The packaged food you buy has a long list of nutritional information. So does soda. And soon, so will beer.
WASHINGTON — The packaged food you buy has a long list of nutritional information. So does soda. And soon, so will beer.
The Beer Institute, a trade association for the American beer brewing industry, has unveiled a series of videos that explain the Brewers’ Voluntary Disclosure Initiative, aimed at giving consumers a comprehensive look at what’s in the beer they’re buying.
“The brewers and importers will voluntarily include a serving fact statement that lists calories, carbohydrates, protein, fat and alcohol by volume on their beer labels,” Jim McGreevy, president and CEO of the Beer Institute, told WTOP.
The labeling will include a freshness date.
Beer brewers are not required by federal law to label nutritional content.
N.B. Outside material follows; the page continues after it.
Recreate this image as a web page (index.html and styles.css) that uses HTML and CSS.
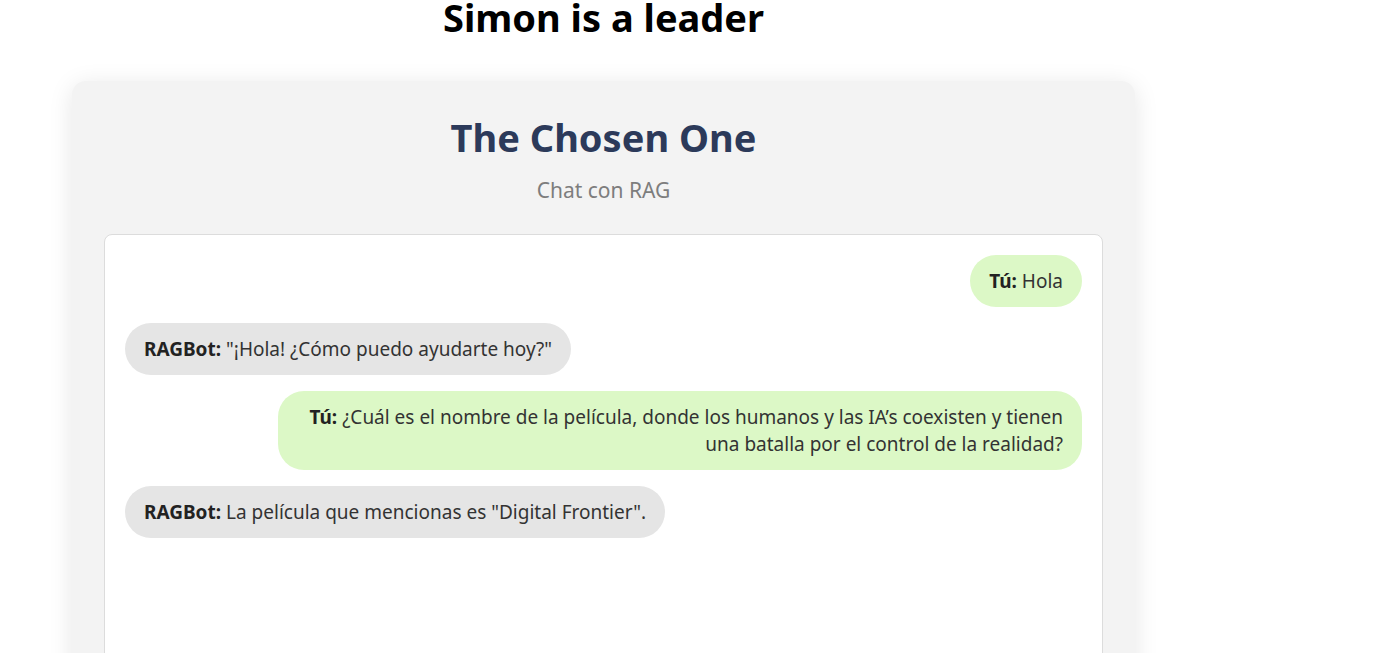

Though the Beer Institute’s initiative is voluntary, six major brewers representing more than 80 percent of the beer sold by volume in the U.S. have committed to it, including Anheuser-Busch, Miller-Coors, Heineken USA, Constellation Brands, North American Breweries and The Craft Brew Alliance.
“We encourage our friends in the spirits and wine industries to follow suit here. We think this is a very important public policy and we think this provides information to consumers that they’re hungry to have,” McGreevy said.
Diageo plc, one of the largest spirits producers in the world whose brands include Smirnoff, Captain Morgan and Johnnie Walker, announced in 2015 a commitment to include voluntary nutritional labeling on its products, and already does on some.
Participating beer brewers have committed to including the nutritional information labeling by the end of 2020.